Oh, by the way. Andi considers letting him stay for a second. While she ultimately kicks him out, that is still not the correct reaction. The correct reaction is, "Seriously? No! Why would he think that is ok? Call the cops and get me a bodyguard for forever."

God damnit. It's midnight. Do you see what I am doing for you people?

They break off into some group/individual time and "football head" kills it. Andi is so nice that I can't tell who is actually interesting and who she is just placating. She really is the perfect host, because even I am interested in the same guys I was ripping on earlier today.

Except Ron. I could not be less interested in Ron.

I'm down with picking Nick V for the insta-rose, or whatever it is called. He seems genuinely nice. Also, according to the preview package that was run at the end, he develops beef with Mackelmore which can only be hilarious. I admittedly spaced out during the rose ceremony though. I can only take so many concerned looks under dramatic music.

Speaking of, I want this soundtrack to play the next time I am plundering on the high seas. If you think about that during next week's show it will make everything infinitely better.

Ha!
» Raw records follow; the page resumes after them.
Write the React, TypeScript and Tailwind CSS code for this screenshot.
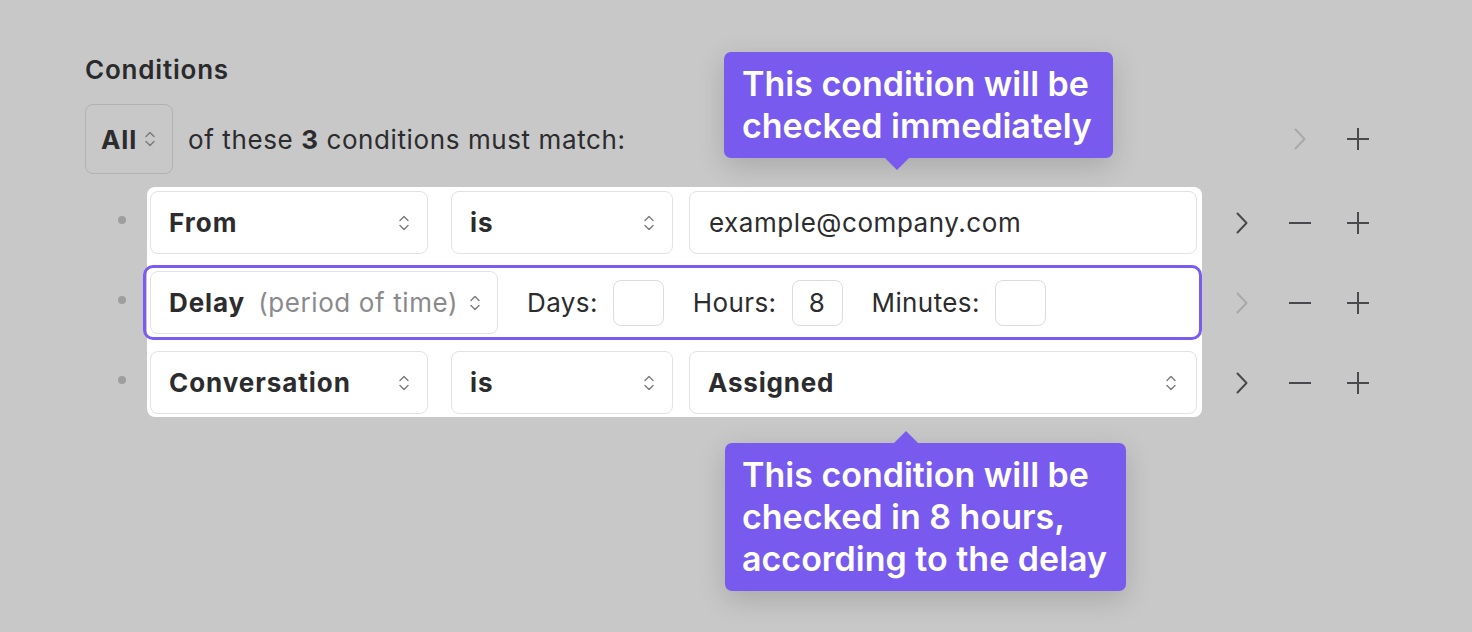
import React from "react";

const UpDown = ({ className = "" }: { className?: string }) => (
  <svg width="12" height="20" viewBox="0 0 12 20" className={className} fill="none" stroke="#7a7a7a" strokeWidth="1.4" strokeLinecap="round" strokeLinejoin="round">
    <path d="M2 7.5 L6 3.5 L10 7.5" />
    <path d="M2 12.5 L6 16.5 L10 12.5" />
  </svg>
);

const Chevron = ({ light = false }: { light?: boolean }) => (
  <svg width="12" height="22" viewBox="0 0 12 22" fill="none" stroke={light ? "#a9a9a9" : "#4a4a4c"} strokeWidth="2" strokeLinecap="round" strokeLinejoin="round">
    <path d="M1.5 1.5 L10.5 11 L1.5 20.5" />
  </svg>
);

const Minus = () => (
  <svg width="24" height="24" viewBox="0 0 24 24" fill="none" stroke="#4a4a4c" strokeWidth="2">
    <path d="M1 12 H23" />
  </svg>
);

const Plus = () => (
  <svg width="24" height="24" viewBox="0 0 24 24" fill="none" stroke="#4a4a4c" strokeWidth="2">
    <path d="M1 12 H23 M12 1 V23" />
  </svg>
);

const Select = ({ w, children, pr = "pr-[17px]" }: { w: string; children: React.ReactNode; pr?: string }) => (
  <div className={`${w} h-[63px] shrink-0 rounded-[8px] border-[1.5px] border-[#e2e2e2] bg-white flex items-center pl-[18px] ${pr}`}>
    <div className="flex-1 flex items-center text-[26px] text-[#2c2c2e] whitespace-nowrap">{children}</div>
    <UpDown />
  </div>
);

const SmallBox = ({ v = "" }: { v?: string }) => (
  <div className="w-[51px] h-[46px] rounded-[8px] border-[1.5px] border-[#dcdcdc] bg-white flex items-center justify-center text-[26px] text-[#2c2c2e]">
    {v}
  </div>
);

const IconCell = ({ children }: { children?: React.ReactNode }) => (
  <div className="w-[58px] flex items-center justify-center">{children}</div>
);

const Bullet = () => <div className="w-[8px] h-[8px] rounded-full bg-[#9e9e9e] -mt-[6px]" />;

export default function App() {
  return (
    <div
      className="relative w-full h-[632px] bg-[#c8c8c8] overflow-hidden"
      style={{ fontFamily: "Inter, 'Noto Sans', sans-serif" }}
    >
      <div className="pl-[85px] pt-[55px] w-[1387px]">
        <div className="text-[26px] leading-[30px] font-semibold tracking-[0.8px] text-[#2a2a2c]">Conditions</div>

        <div className="mt-[19px] flex items-center h-[70px]">
          <div className="h-[70px] w-[88px] rounded-[8px] border-[1.5px] border-[#b2b2b2] flex items-center pl-[15px] gap-[7px]">
            <span className="text-[26px] font-bold tracking-[0.9px] text-[#2c2c2e]">All</span>
            <UpDown />
          </div>
          <div className="ml-[15px] text-[26px] tracking-[0.6px] text-[#2c2c2e]">
            of these <span className="font-bold">3</span> conditions must match:
          </div>
          <div className="flex-1" />
          <div className="flex">
            <IconCell />
            <IconCell>
              <Chevron light />
            </IconCell>
            <IconCell>
              <Plus />
            </IconCell>
          </div>
        </div>

        <div className="mt-[13px] flex">
          {/* bullets */}
          <div className="w-[62px] flex flex-col pt-[4px]">
            <div className="h-[63px] flex items-center pl-[33px]">
              <Bullet />
            </div>
            <div className="h-[75px] mt-[11px] flex items-center pl-[33px]">
              <Bullet />
            </div>
            <div className="h-[63px] mt-[11px] flex items-center pl-[33px]">
              <Bullet />
            </div>
          </div>

          {/* panel */}
          <div className="w-[1055px] bg-white rounded-[8px] pl-[3px] pr-[5px] pt-[4px] pb-[3px] flex flex-col">
            <div className="flex items-center h-[63px]">
              <Select w="w-[278px]">
                <span className="font-bold tracking-[1px]">From</span>
              </Select>
              <div className="ml-[23px]">
                <Select w="w-[222px]">
                  <span className="font-bold tracking-[1px]">is</span>
                </Select>
              </div>
              <div className="ml-[16px] w-[508px] h-[63px] rounded-[8px] border-[1.5px] border-[#e2e2e2] bg-white flex items-center pl-[19px] text-[26px] tracking-[0.55px] text-[#2c2c2e]">
                example@company.com
              </div>
            </div>

            <div className="mt-[11px] h-[75px] -ml-[7px] -mr-[5px] rounded-[10px] border-[3px] border-[#7a5cf0] flex items-center pl-[4px]">
              <Select w="w-[348px]" pr="pr-[16px]">
                <span className="font-bold tracking-[0.9px]">Delay</span>
                <span className="ml-[13px] tracking-[0.6px] text-[#8a8a8c]">(period of time)</span>
              </Select>
              <div className="ml-[29px] flex items-center gap-[15px] text-[26px] tracking-[0.4px] text-[#2c2c2e]">
                <span>Days:</span>
                <SmallBox />
              </div>
              <div className="ml-[29px] flex items-center gap-[15px] text-[26px] tracking-[0.4px] text-[#2c2c2e]">
                <span>Hours:</span>
                <SmallBox v="8" />
              </div>
              <div className="ml-[29px] flex items-center gap-[15px] text-[26px] tracking-[0.4px] text-[#2c2c2e]">
                <span>Minutes:</span>
                <SmallBox />
              </div>
            </div>

            <div className="mt-[11px] flex items-center h-[63px]">
              <Select w="w-[278px]">
                <span className="font-bold tracking-[0.95px]">Conversation</span>
              </Select>
              <div className="ml-[23px]">
                <Select w="w-[222px]">
                  <span className="font-bold tracking-[1px]">is</span>
                </Select>
              </div>
              <div className="ml-[16px]">
                <Select w="w-[508px]" pr="pr-[19px]">
                  <span className="font-bold tracking-[0.8px]">Assigned</span>
                </Select>
              </div>
            </div>
          </div>

          {/* icons */}
          <div className="ml-[11px] flex flex-col pt-[4px]">
            <div className="h-[63px] flex items-center">
              <IconCell><Chevron /></IconCell>
              <IconCell><Minus /></IconCell>
              <IconCell><Plus /></IconCell>
            </div>
            <div className="h-[75px] mt-[11px] flex items-center">
              <IconCell><Chevron light /></IconCell>
              <IconCell><Minus /></IconCell>
              <IconCell><Plus /></IconCell>
            </div>
            <div className="h-[63px] mt-[11px] flex items-center">
              <IconCell><Chevron /></IconCell>
              <IconCell><Minus /></IconCell>
              <IconCell><Plus /></IconCell>
            </div>
          </div>
        </div>
      </div>

      {/* tooltip 1 */}
      <div className="absolute left-[724px] top-[52px] w-[389px] h-[106px] rounded-[7px] bg-[#785aef] shadow-[0_8px_28px_rgba(0,0,0,0.16)] pl-[18px] pt-[11px] text-white text-[34px] leading-[42px] font-semibold">
        This condition will be
        <br />
        checked immediately
        <div className="absolute left-[161px] top-[106px] w-0 h-0 border-l-[12px] border-r-[12px] border-t-[12px] border-l-transparent border-r-transparent border-t-[#785aef]" />
      </div>

      {/* tooltip 2 */}
      <div className="absolute left-[725px] top-[443px] w-[401px] h-[148px] rounded-[7px] bg-[#785aef] shadow-[0_8px_28px_rgba(0,0,0,0.16)] pl-[17px] pt-[11px] text-white text-[34px] leading-[42px] font-semibold">
        This condition will be
        <br />
        checked in 8 hours,
        <br />
        according to the delay
        <div className="absolute left-[169px] -top-[12px] w-0 h-0 border-l-[12px] border-r-[12px] border-b-[12px] border-l-transparent border-r-transparent border-b-[#785aef]" />
      </div>
    </div>
  );
}
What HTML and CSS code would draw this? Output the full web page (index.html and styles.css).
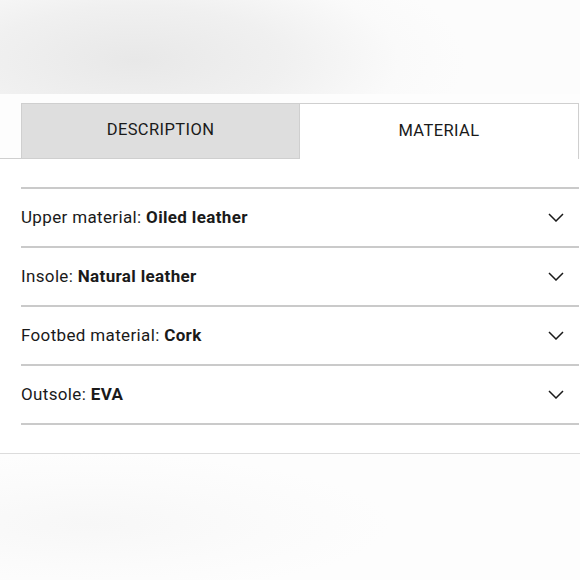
FILE: index.html
```html
<!DOCTYPE html>
<html lang="en">
<head>
<meta charset="utf-8">
<link rel="stylesheet" href="styles.css">
</head>
<body>
<div class="hero"></div>
<div class="tabs">
  <div class="tab-lead"></div>
  <div class="tab tab-inactive">DESCRIPTION</div>
  <div class="tab tab-active">MATERIAL</div>
</div>
<div class="panel">
  <div class="list">
    <div class="row"><span class="label">Upper material: <b>Oiled leather</b></span><svg class="chev" width="16" height="9" viewBox="0 0 16 9"><path d="M1 1 L8 8 L15 1" fill="none" stroke="#1a1a1a" stroke-width="1.5"/></svg></div>
    <div class="row"><span class="label">Insole: <b>Natural leather</b></span><svg class="chev" width="16" height="9" viewBox="0 0 16 9"><path d="M1 1 L8 8 L15 1" fill="none" stroke="#1a1a1a" stroke-width="1.5"/></svg></div>
    <div class="row"><span class="label">Footbed material: <b>Cork</b></span><svg class="chev" width="16" height="9" viewBox="0 0 16 9"><path d="M1 1 L8 8 L15 1" fill="none" stroke="#1a1a1a" stroke-width="1.5"/></svg></div>
    <div class="row row-last"><span class="label">Outsole: <b>EVA</b></span><svg class="chev" width="16" height="9" viewBox="0 0 16 9"><path d="M1 1 L8 8 L15 1" fill="none" stroke="#1a1a1a" stroke-width="1.5"/></svg></div>
  </div>
</div>
<div class="footer-fade"></div>
</body>
</html>
```
FILE: styles.css
```css
html, body {
  margin: 0;
  padding: 0;
  background: #fdfdfd;
  font-family: Roboto, "Liberation Sans", sans-serif;
  color: #1a1a1a;
}
.hero {
  height: 94px;
  background: radial-gradient(ellipse 330px 120px at 135px 60px, #e8e8e8 0%, #f0f0f0 45%, #fafafa 80%, #fcfcfc 100%);
}
.tabs {
  display: flex;
  margin-top: 9px;
  height: 56px;
}
.tab-lead {
  width: 21px;
  border-bottom: 1px solid #cfcfcf;
}
.tab {
  width: 279px;
  box-sizing: border-box;
  display: flex;
  align-items: center;
  justify-content: center;
  font-size: 16.5px;
  letter-spacing: 0.4px;
  border: 1px solid #cfcfcf;
  padding-bottom: 3px;
}
.tab-inactive {
  background: #dedede;
}
.tab-active {
  background: #fff;
  border-left: none;
  border-bottom: none;
}
.panel {
  background: #fff;
  padding: 28px 1px 28px 21px;
  border-bottom: 1px solid #dcdcdc;
}
.list {
  display: flex;
  flex-direction: column;
}
.row {
  height: 57px;
  border-top: 2px solid #cacaca;
  display: flex;
  align-items: center;
  justify-content: space-between;
  padding-right: 15px;
  font-size: 17px;
  letter-spacing: 0.35px;
}
.row-last {
  border-bottom: 2px solid #cacaca;
}
.label {
  padding-bottom: 2px;
}
.label b {
  font-weight: 700;
}
.chev {
  display: block;
  margin-top: 0;
}
.footer-fade {
  height: 126px;
  background: radial-gradient(ellipse 300px 70px at 90px 70px, #f7f7f7 0%, #fbfbfb 60%, #fdfdfd 100%);
}
```
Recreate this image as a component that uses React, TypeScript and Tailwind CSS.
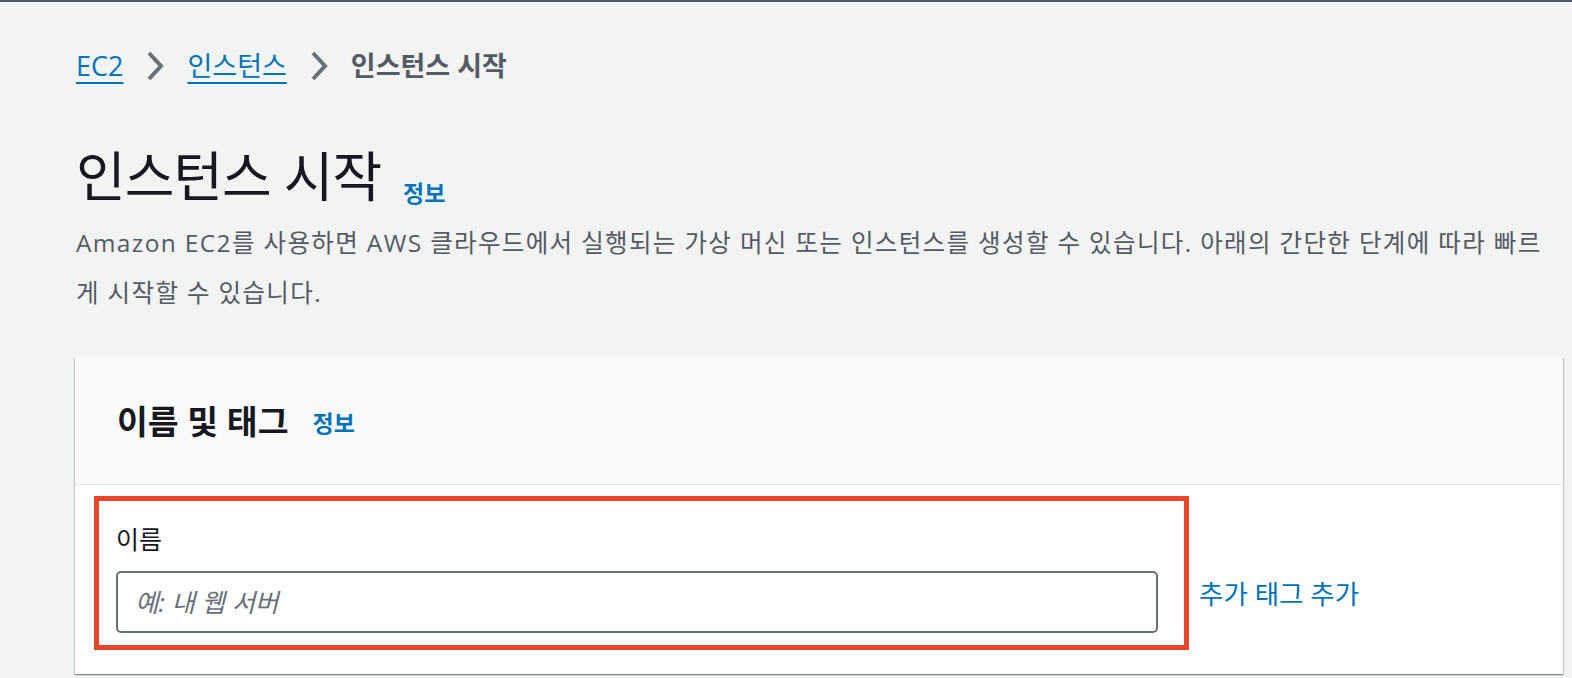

This is great. I wrote down, "So many images from this show could be made hilarious by adding the Brazzers logo." If you get that you know the reference. If you don't get that, don't google it. Just ask the nearest guy. I guarantee you he knows what that is.

This is something of a stupid question, but I would actually like an answer to it. How do these people get so invested in what is a literal stranger? I understand in their minds she is something of a celebrity and they have the opportunity to be famous for a bit. But I don't understand why you would get mad to the camera about anything bad that happens. The Sloop Josh B had a total meltdown after being eliminated. Just... why? I really can't wrap my brain around it. Let me know in the comments or on Facebook if you have any idea what is going on.

That Sloop Josh B joke is hilarious.

Gradually Andi becomes more southern throughout the episode, culminating with her saying y'all six times in three minutes. Either she's slightly drunk or so comfortable with this group of guys she is letting her true self shine. My money is on slightly drunk.

Seeing Andi addressing a large group of guys reminds me of the slave trade scene from Taken, only none of these guys have any particular set of skills.

Patrick and Andrew are going to kiss. Mark my words.

Andi drops a legit North/South Korea joke that made me laugh.

That's pretty much all I got for the episode. I'm entertained enough by the guys that will be sticking around, and the upcoming season package looked ridiculous. One thing that jumps out at me is how radically different Andi is from Juan Pablo. Maybe it is because she is a pretty lady and that is distracting me, but Andi legitimately seems like a good person. This is my first legitimate foray into reality TV, but Andi is bucking the expectations that I had. She looks to hold conversations well, be interested in people as opposed to ideas of people, and have an interest in life that extends outside of the show. Now I'm not stupid. This could be editing, acting, or any number of production tricks to get me interested, but that really doesn't matter. Even if it is fake, I'm seeing someone who doesn't register as the stereotype of the reality TV star on reality TV. That is worthwhile on it's own, in a way.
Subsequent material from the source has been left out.